16 September 2021

MHE joins open letter calling for protection of Afghan refugees’ mental health

Mental Health Europe joined an open letter by the Consortium on Refugees’ and Migrants’ Mental Health (CoReMH) calling on the European Union to take action for the protection of Afghan refugees’ mental health.

The political and humanitarian crisis that is unfolding in front of the eyes of the international community painfully demonstrates the dangers, persecutions and human right violations Afghan nationals seeking refuge in our countries are fleeing from.


At the same time, and partially as a result of the flaws and injustices in the EU asylum system, an unknown number of Afghans, including vulnerable groups like unaccompanied minors, families with children and survivors of traumatic events, are trapped in transit countries in uncertain, dangerous conditions which degrade their human dignity and presents a risk for their lives and health, including mental health. The transit countries and communities do not offer, and often do not have the capacity for adequate help and support as well as durable solutions for protection. All this further increases the suffering and negatively impacts the physical and mental health of Afghan nationals on the move. The current situation in their country of origin only adds to all these adversities due to fear of being forcibly returned and/or fear and concern for the lives and safety of the loved ones that are left behind. The impact of the suffered or witnessed traumatic events, if not addressed, can be devastating and long-term.

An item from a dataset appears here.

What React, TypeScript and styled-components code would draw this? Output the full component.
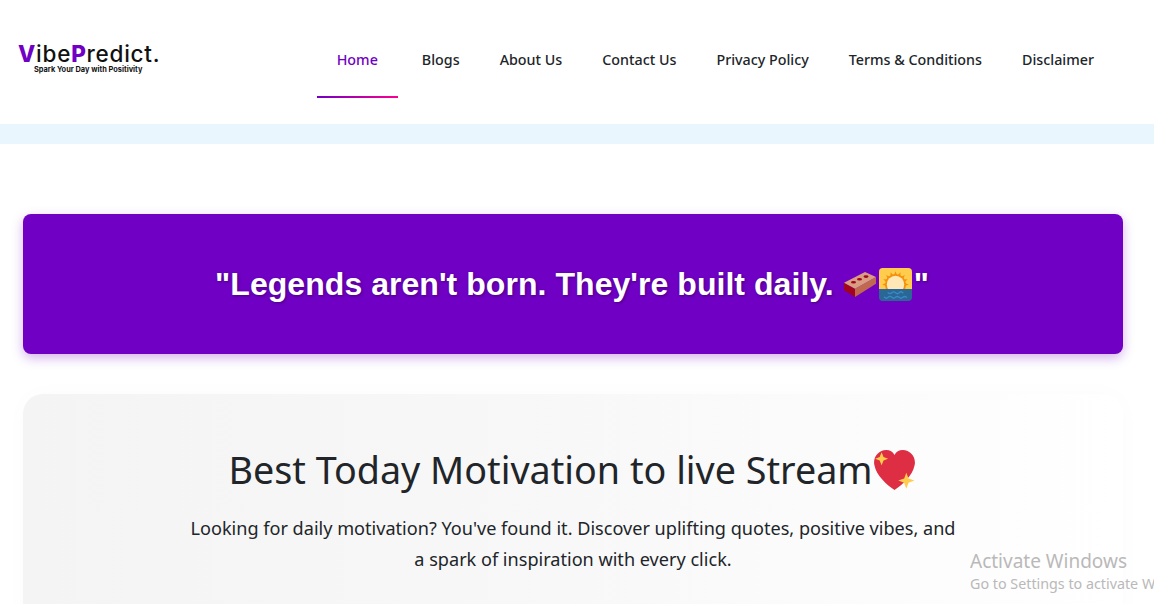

Drawing from our expertise and experience in providing mental health and psychosocial support services to refugees and migrants, we appeal to authorities to most urgently ensure access to dignified and safe accommodation to all in need. We urge authorities to ensure access and provide support to mental health and psychosocial support providers, as well as to other support services, in order to address the social and health, including mental health, needs of the population of concern.